In his complaint, Peter alleges that DEL fails to follow Rhode Island's minimum wage and maximum hour law. That law requires that employees be paid a minimum wage of $9.00 per hour, plus time and a half for all hours in excess of 40 hours per week. Peter goes on to allege that DEL wrongfully classifies its drivers as "independent contractors" and thus pays them a "contract rate" of 50 cents per packaged delivered. For Peter that "contract rate" averages an income of about $5.00 per hour, and other drivers receive average incomes of from $4.00 to $6.00 per hour. Peter seeks as back-pay the difference between what he was paid at the "contract rate" as opposed to what he would have been paid at $9.00 per hour, plus time and a half for hours worked in excess of 40 hours per week. There is a three-year statute of limitations, so Peter claims individual damages in the amount of $7,000.
DEL timely files a Notice of Removal of Peter's proposed class action to federal district court citing 28 U.S.C. § 1332(d) as the basis for subject matter jurisdiction. In its Removal Notice, DEL alleges that 45% of the delivery drivers in the proposed class are citizens of either Massachusetts or Connecticut. DEL also alleges that the number of plaintiffs is not sufficiently numerous to be certified as a class and that the requirements of diversity jurisdiction are met. Although he does not challenge the allegations in DEL's Notice of Removal concerning where 45% of the other drivers are domiciled, Peter timely files a Motion to Remand the lawsuit to state court.
Question Two (35 minutes): In February the police arrived at the home of Pauline Perry only to discover her dead in her upstairs bedroom. At the time of her death Perry was a citizen of Illinois. The county coroner filed a report that Pauline had died of carbon monoxide poisoning. The report of the police department stated that the furnace was on in the home. The furnace was manufactured by Trane Corporation. Pauline's son, Pepper Perry, a citizen of Iowa, is appointed administrator of his mother's estate. Trane is a Delaware corporation with its principal place of business in Pittsburg, Pennsylvania.

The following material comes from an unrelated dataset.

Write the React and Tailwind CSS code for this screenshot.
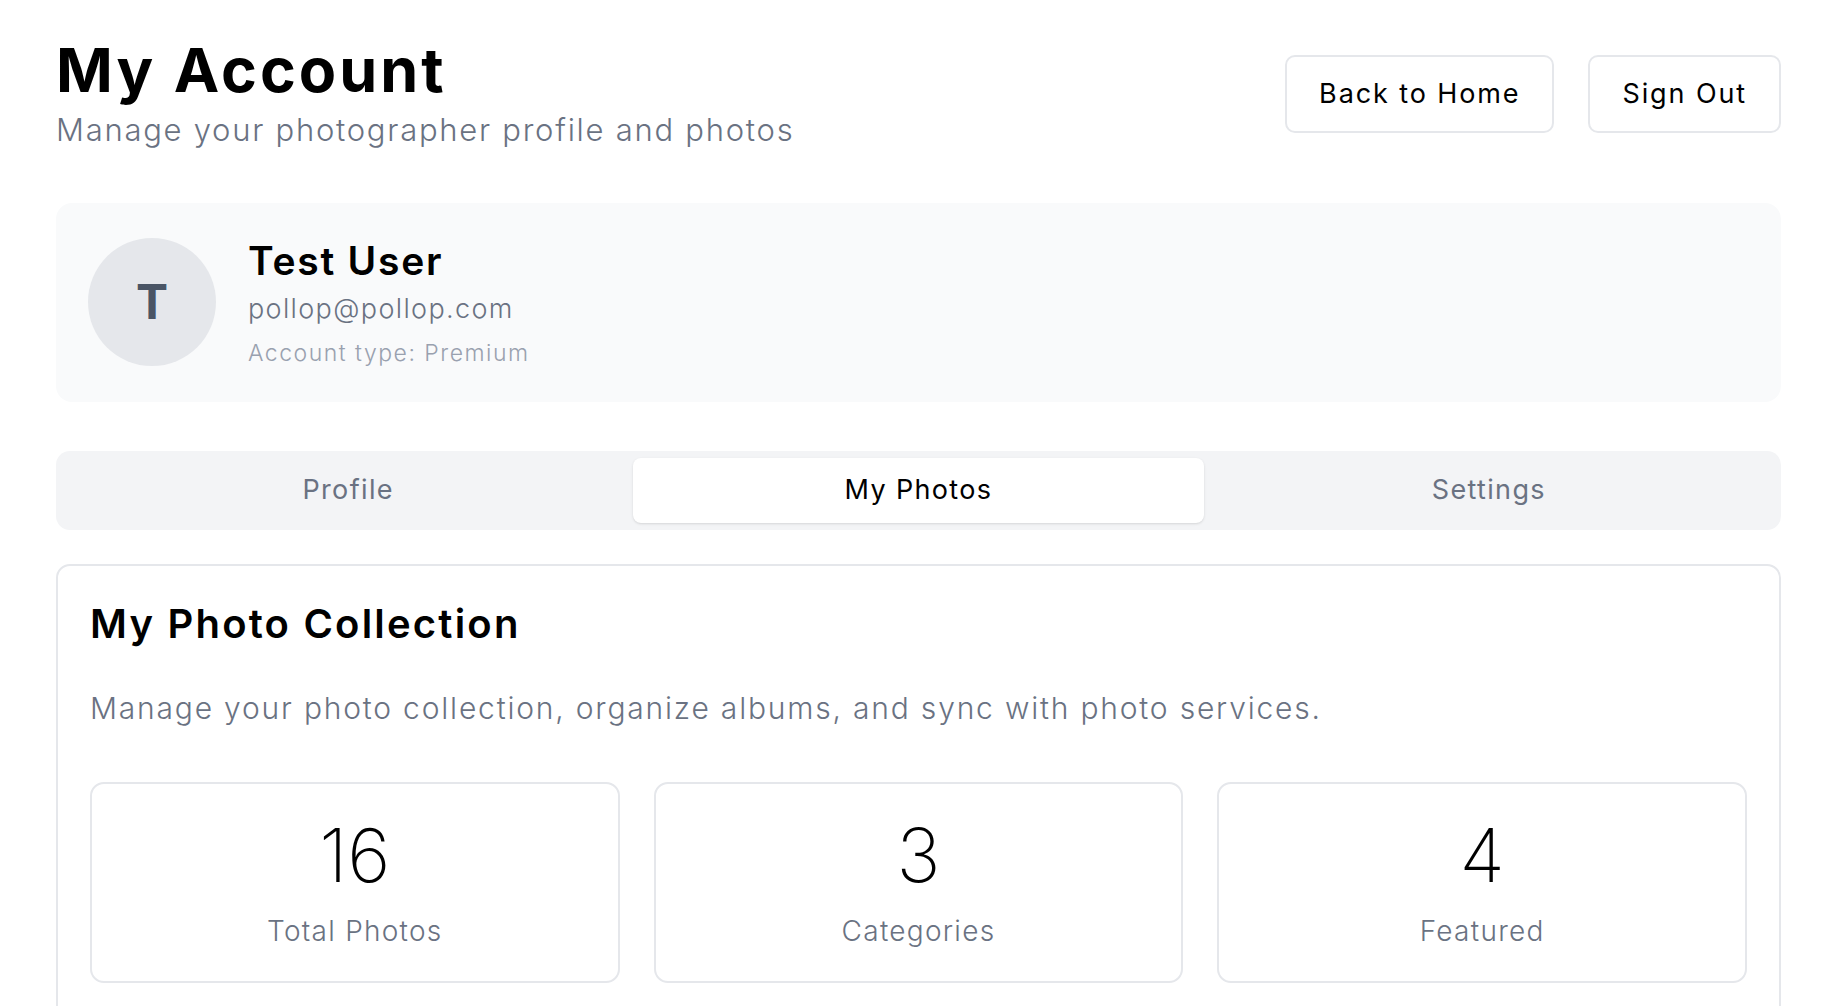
import React, { useState } from 'react';

const FONT = { fontFamily: 'Inter, "Noto Sans", sans-serif' };

const TABS = ['Profile', 'My Photos', 'Settings'];

const STATS = [
  { value: '16', label: 'Total Photos' },
  { value: '3', label: 'Categories' },
  { value: '4', label: 'Featured' },
];

export default function App() {
  const [tab, setTab] = useState('My Photos');

  return (
    <div className="min-h-screen bg-white text-black" style={FONT}>
      <div className="pl-[56px] pr-[53px] pt-[36px]">
        {/* header */}
        <div className="flex items-start justify-between">
          <div>
            <h1 className="text-[61px] font-bold leading-[68px] tracking-[0.05em]">My Account</h1>
            <p className="mt-[8px] text-[31px] font-light leading-[36px] text-gray-500 tracking-[0.056em]">
              Manage your photographer profile and photos
            </p>
          </div>
          <div className="mt-[19px] flex gap-[34px]">
            <button className="h-[78px] rounded-[10px] border-2 border-gray-200 bg-white px-[32px] text-[27px] tracking-[0.07em]">
              Back to Home
            </button>
            <button className="h-[78px] rounded-[10px] border-2 border-gray-200 bg-white px-[32px] text-[27px] tracking-[0.07em]">
              Sign Out
            </button>
          </div>
        </div>

        {/* profile card */}
        <div className="mt-[55px] flex items-start gap-[32px] rounded-[16px] bg-gray-50 px-[32px] py-[35px]">
          <div className="flex h-[128px] w-[128px] shrink-0 items-center justify-center rounded-full bg-gray-200 text-[48px] font-bold text-gray-600">
            T
          </div>
          <div className="mt-[1px]">
            <div className="text-[39px] font-semibold leading-[44px] tracking-[0.045em]">Test User</div>
            <div className="mt-[6px] text-[27px] font-light leading-[40px] text-gray-500 tracking-[0.05em]">pollop@pollop.com</div>
            <div className="mt-[10px] text-[23px] font-light leading-[28px] text-gray-400 tracking-[0.065em]">Account type: Premium</div>
          </div>
        </div>

        {/* tabs */}
        <div className="mt-[49px] grid grid-cols-3 rounded-[14px] bg-gray-100 p-[7px]">
          {TABS.map((t) => (
            <button
              key={t}
              onClick={() => setTab(t)}
              className={
                t === tab
                  ? 'h-[65px] rounded-[8px] bg-white text-[27px] font-normal tracking-[0.05em] text-black shadow-sm'
                  : 'h-[65px] rounded-[8px] text-[27px] font-normal tracking-[0.05em] text-gray-500'
              }
            >
              {t}
            </button>
          ))}
        </div>

        {/* collection card */}
        <div className="mt-[34px] rounded-[14px] border-2 border-gray-200 px-[32px] pt-[34px] pb-[40px]">
          <h2 className="text-[40px] font-semibold leading-[48px] tracking-[0.055em]">My Photo Collection</h2>
          <p className="mt-[40px] text-[30px] font-light leading-[40px] text-gray-500 tracking-[0.06em]">
            Manage your photo collection, organize albums, and sync with photo services.
          </p>
          <div className="mt-[54px] grid grid-cols-3 gap-[34px]">
            {STATS.map((s) => (
              <div key={s.label} className="flex h-[201px] flex-col items-center rounded-[14px] border-2 border-gray-200 pt-[31px]">
                <div className="text-[74px] font-extralight leading-[80px]">{s.value}</div>
                <div className="mt-[18px] text-[28px] font-light leading-[36px] text-gray-500 tracking-[0.045em]">{s.label}</div>
              </div>
            ))}
          </div>
        </div>
      </div>
    </div>
  );
}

As administrator, Pepper Perry files a claim for the wrongful death of his mother against Trane Corporation in the U.S. District Court for the Western District of Pennsylvania. He seeks damages in the amount of one million dollars. The complaint alleges a defect in the manufacture or operation of the Trane furnace resulting in the death of his mother.
At trial Pepper introduces the testimony of an expert witness. The expert had read copies of the coroner's report and that of the police department. He had also inspected the home, including the Trane furnace. The expert states that in his opinion the furnace was defective causing carbon monoxide to permeate the home causing the death of Pauline Perry. Trane timely objected to the expert's testimony claiming it was "junk science" under various U.S. Supreme Court precedents. The trial court overruled the objection.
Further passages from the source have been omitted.